> _TASK STATEMENT_
The material below has pictures in it. Set down only the lines from the line containing "Write a component" through the line containing "import React from", word for word, and leave the pictures behind.
**** EXCERPTED RECORDS
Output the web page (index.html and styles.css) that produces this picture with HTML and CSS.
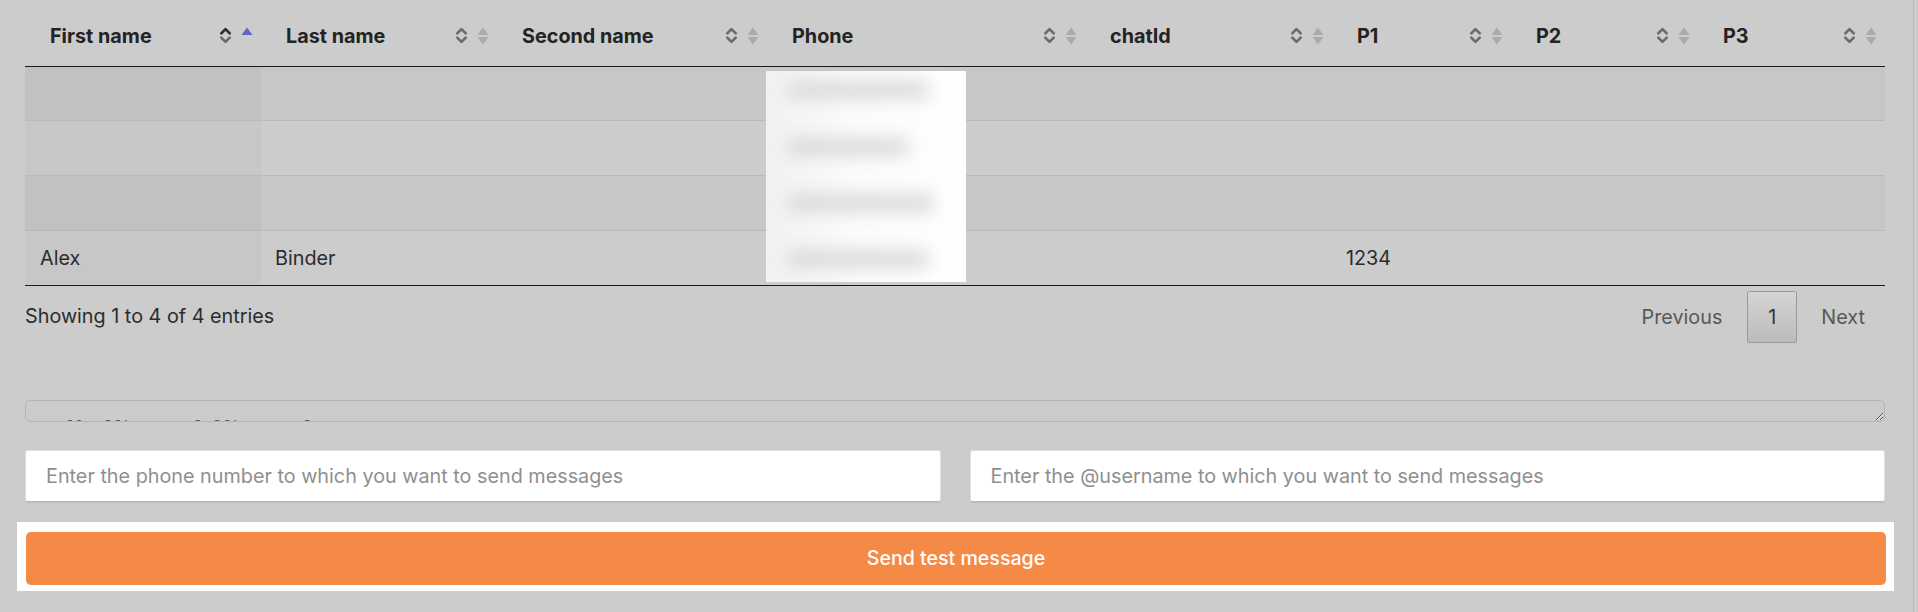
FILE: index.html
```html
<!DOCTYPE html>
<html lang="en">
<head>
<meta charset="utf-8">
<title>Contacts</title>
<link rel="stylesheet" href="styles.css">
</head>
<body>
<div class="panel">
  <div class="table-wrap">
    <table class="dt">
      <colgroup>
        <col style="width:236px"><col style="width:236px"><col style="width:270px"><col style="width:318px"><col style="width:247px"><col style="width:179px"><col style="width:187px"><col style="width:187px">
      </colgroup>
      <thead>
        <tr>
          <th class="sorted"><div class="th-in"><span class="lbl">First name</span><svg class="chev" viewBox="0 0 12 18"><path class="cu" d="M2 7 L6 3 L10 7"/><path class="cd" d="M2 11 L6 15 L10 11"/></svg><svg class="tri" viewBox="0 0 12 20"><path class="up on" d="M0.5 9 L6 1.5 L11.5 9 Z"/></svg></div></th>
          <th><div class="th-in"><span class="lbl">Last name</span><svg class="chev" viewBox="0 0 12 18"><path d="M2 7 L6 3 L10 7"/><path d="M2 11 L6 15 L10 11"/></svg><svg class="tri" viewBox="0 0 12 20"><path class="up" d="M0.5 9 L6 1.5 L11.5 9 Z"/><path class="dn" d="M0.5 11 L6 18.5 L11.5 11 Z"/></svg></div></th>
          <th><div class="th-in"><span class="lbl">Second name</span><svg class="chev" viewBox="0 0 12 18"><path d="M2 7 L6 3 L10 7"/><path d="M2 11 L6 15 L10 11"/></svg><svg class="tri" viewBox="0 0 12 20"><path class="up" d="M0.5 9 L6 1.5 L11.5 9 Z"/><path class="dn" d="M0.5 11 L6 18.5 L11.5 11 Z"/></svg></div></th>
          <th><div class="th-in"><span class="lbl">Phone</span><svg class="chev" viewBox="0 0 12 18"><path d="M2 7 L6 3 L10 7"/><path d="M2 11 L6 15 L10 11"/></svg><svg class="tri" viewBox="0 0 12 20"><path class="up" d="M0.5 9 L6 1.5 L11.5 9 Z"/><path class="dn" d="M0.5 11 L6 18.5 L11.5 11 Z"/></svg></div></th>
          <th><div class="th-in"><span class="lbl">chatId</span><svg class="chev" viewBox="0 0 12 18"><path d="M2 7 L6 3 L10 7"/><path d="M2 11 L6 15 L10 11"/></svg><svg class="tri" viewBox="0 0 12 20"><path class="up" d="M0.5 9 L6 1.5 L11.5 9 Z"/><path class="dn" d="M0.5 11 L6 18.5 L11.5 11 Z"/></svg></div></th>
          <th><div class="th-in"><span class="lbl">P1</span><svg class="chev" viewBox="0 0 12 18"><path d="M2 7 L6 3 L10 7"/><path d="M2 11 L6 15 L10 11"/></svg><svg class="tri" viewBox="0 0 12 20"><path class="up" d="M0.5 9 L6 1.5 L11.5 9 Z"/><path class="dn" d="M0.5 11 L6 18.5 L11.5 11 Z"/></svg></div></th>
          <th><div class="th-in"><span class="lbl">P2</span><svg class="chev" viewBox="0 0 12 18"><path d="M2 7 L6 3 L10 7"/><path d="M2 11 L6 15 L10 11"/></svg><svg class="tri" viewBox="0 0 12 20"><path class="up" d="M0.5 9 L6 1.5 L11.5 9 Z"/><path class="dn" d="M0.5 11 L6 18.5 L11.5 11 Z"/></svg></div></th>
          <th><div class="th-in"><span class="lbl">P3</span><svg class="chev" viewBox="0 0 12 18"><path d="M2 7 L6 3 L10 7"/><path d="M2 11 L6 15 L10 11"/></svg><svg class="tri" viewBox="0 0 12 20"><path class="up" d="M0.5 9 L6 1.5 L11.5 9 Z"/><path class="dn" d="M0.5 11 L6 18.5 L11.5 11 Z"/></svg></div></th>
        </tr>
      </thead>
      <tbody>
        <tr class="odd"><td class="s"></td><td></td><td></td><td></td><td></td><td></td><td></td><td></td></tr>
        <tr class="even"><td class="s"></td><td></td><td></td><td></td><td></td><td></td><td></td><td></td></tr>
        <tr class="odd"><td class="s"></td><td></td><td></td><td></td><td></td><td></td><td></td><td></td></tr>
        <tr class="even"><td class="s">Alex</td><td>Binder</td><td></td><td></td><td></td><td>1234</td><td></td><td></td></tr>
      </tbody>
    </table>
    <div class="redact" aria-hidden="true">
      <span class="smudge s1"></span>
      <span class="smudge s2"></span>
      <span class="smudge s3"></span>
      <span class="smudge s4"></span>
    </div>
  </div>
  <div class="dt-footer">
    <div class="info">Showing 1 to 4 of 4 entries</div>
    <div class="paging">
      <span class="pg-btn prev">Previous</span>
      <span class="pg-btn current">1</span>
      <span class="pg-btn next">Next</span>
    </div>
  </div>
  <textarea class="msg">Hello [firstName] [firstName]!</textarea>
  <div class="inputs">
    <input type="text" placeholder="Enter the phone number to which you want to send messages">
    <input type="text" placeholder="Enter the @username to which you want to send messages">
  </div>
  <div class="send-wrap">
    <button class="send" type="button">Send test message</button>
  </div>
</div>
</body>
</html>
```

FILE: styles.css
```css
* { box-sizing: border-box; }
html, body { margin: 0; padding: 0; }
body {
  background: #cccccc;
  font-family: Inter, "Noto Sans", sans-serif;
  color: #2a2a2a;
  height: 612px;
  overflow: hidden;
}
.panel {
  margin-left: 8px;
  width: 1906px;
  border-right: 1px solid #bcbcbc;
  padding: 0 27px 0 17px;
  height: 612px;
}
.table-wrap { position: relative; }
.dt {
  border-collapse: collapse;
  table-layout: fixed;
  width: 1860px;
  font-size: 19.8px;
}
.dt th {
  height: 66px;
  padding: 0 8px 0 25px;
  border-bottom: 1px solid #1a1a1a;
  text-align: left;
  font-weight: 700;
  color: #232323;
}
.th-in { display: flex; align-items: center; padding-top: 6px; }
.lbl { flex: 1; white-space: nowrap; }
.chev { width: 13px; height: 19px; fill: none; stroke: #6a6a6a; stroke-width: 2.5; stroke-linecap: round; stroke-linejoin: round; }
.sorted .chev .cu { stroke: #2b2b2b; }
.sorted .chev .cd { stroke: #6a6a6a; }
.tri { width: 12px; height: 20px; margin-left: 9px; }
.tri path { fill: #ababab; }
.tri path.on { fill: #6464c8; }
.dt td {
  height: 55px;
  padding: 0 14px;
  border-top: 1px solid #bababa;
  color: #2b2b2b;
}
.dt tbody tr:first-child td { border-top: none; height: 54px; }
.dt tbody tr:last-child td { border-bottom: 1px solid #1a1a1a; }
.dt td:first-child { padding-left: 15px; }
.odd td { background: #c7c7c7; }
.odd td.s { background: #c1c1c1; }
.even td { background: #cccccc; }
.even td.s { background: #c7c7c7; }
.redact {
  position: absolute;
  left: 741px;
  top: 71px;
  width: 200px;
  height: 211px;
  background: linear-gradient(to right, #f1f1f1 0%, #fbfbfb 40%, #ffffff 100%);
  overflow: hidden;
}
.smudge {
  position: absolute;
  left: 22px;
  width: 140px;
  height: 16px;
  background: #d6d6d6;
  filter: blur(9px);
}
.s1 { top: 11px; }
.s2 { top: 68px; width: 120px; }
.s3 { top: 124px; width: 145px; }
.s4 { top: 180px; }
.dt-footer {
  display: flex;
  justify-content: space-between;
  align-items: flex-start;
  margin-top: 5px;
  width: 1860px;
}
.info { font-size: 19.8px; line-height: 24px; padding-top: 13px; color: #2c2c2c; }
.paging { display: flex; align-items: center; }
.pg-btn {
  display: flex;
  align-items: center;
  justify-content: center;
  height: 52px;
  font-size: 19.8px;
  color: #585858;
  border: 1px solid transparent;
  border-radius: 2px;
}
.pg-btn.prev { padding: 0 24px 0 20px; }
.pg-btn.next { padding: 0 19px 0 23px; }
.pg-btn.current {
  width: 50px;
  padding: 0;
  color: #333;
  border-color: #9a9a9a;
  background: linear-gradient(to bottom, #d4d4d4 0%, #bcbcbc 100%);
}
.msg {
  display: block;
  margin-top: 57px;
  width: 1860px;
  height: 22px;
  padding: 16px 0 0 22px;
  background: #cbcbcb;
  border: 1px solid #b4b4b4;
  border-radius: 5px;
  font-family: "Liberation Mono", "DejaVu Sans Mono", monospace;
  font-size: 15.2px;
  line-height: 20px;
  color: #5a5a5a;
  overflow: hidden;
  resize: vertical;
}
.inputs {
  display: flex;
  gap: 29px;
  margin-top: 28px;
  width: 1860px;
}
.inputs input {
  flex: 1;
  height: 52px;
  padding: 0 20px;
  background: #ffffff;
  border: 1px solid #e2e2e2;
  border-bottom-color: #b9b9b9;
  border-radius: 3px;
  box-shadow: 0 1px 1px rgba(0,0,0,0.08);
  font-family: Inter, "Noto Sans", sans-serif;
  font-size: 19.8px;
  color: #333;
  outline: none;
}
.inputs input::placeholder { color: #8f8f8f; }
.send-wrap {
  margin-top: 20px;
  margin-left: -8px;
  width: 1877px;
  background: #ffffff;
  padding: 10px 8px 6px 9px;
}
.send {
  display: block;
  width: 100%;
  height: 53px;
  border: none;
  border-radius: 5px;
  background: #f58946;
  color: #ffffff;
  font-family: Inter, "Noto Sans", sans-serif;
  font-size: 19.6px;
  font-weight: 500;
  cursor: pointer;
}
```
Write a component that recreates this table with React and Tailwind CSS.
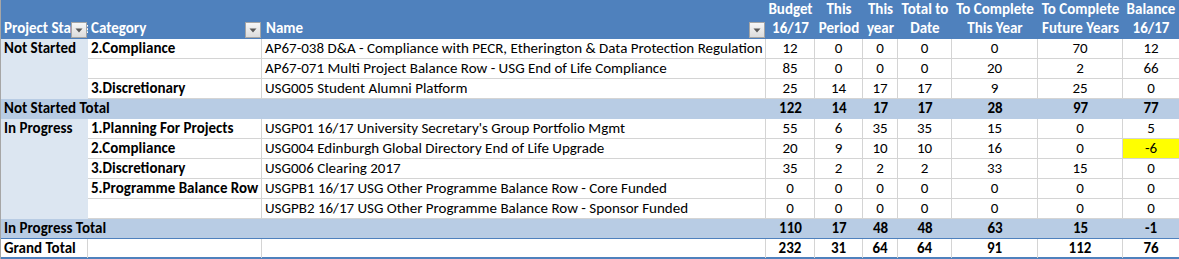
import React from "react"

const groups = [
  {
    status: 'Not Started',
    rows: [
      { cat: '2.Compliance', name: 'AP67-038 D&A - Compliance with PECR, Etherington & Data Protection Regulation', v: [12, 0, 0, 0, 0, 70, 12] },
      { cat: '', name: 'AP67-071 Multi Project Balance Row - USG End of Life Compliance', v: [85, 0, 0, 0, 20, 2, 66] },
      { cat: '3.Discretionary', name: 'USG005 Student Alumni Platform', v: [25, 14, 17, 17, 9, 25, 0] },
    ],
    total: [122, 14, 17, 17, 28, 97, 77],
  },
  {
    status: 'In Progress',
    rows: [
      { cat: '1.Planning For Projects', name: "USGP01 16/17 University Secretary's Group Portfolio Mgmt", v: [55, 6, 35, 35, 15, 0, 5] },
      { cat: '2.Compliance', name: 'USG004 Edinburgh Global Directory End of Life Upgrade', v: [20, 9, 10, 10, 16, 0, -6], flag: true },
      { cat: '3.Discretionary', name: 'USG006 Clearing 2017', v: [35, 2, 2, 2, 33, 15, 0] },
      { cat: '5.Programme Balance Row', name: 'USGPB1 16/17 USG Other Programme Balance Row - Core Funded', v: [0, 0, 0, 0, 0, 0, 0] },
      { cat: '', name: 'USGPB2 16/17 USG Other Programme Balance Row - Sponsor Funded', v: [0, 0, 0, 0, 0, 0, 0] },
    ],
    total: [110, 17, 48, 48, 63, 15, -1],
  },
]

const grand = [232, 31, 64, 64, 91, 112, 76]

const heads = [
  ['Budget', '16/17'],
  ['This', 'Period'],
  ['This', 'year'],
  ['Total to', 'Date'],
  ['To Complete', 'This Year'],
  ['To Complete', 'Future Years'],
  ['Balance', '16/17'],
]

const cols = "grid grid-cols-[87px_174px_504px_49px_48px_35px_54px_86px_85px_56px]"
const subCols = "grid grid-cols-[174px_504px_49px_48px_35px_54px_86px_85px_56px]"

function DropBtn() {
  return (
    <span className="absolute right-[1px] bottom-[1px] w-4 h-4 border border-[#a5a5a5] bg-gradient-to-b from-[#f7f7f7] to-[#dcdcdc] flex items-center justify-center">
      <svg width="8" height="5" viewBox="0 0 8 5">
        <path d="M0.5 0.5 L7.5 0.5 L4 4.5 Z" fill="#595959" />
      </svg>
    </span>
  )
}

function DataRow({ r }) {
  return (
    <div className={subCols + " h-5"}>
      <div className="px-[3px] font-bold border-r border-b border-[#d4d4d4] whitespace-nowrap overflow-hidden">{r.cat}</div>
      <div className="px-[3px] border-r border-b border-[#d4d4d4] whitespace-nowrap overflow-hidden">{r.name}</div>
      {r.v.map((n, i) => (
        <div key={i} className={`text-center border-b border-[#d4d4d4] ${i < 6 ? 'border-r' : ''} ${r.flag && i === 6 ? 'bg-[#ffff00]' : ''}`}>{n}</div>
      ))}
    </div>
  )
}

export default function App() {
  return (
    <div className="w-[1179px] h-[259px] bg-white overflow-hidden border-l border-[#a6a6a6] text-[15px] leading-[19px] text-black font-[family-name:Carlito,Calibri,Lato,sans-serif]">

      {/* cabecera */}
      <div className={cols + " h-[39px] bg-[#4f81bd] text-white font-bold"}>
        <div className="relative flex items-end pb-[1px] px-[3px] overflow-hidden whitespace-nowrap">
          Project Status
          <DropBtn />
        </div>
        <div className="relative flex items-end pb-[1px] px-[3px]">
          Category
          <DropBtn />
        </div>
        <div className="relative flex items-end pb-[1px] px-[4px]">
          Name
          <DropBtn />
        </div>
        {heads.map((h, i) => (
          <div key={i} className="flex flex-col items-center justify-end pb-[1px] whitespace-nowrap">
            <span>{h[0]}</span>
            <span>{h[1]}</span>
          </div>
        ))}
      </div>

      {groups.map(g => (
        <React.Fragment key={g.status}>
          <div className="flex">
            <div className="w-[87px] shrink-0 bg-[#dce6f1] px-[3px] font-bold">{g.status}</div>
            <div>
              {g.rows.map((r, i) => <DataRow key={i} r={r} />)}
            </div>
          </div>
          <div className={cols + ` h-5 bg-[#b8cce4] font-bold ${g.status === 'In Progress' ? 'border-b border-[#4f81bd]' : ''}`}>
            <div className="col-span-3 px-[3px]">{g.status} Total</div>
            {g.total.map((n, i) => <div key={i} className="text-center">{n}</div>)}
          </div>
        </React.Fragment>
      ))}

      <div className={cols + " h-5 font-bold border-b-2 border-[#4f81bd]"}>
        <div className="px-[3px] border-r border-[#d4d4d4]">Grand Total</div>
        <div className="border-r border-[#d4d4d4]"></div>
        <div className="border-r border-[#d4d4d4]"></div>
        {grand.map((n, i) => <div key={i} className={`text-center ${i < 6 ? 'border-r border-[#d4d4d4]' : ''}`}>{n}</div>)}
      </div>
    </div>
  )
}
********
> _EXERCISE RESULT_
Write a component that recreates this table with React and Tailwind CSS.
import React from "react"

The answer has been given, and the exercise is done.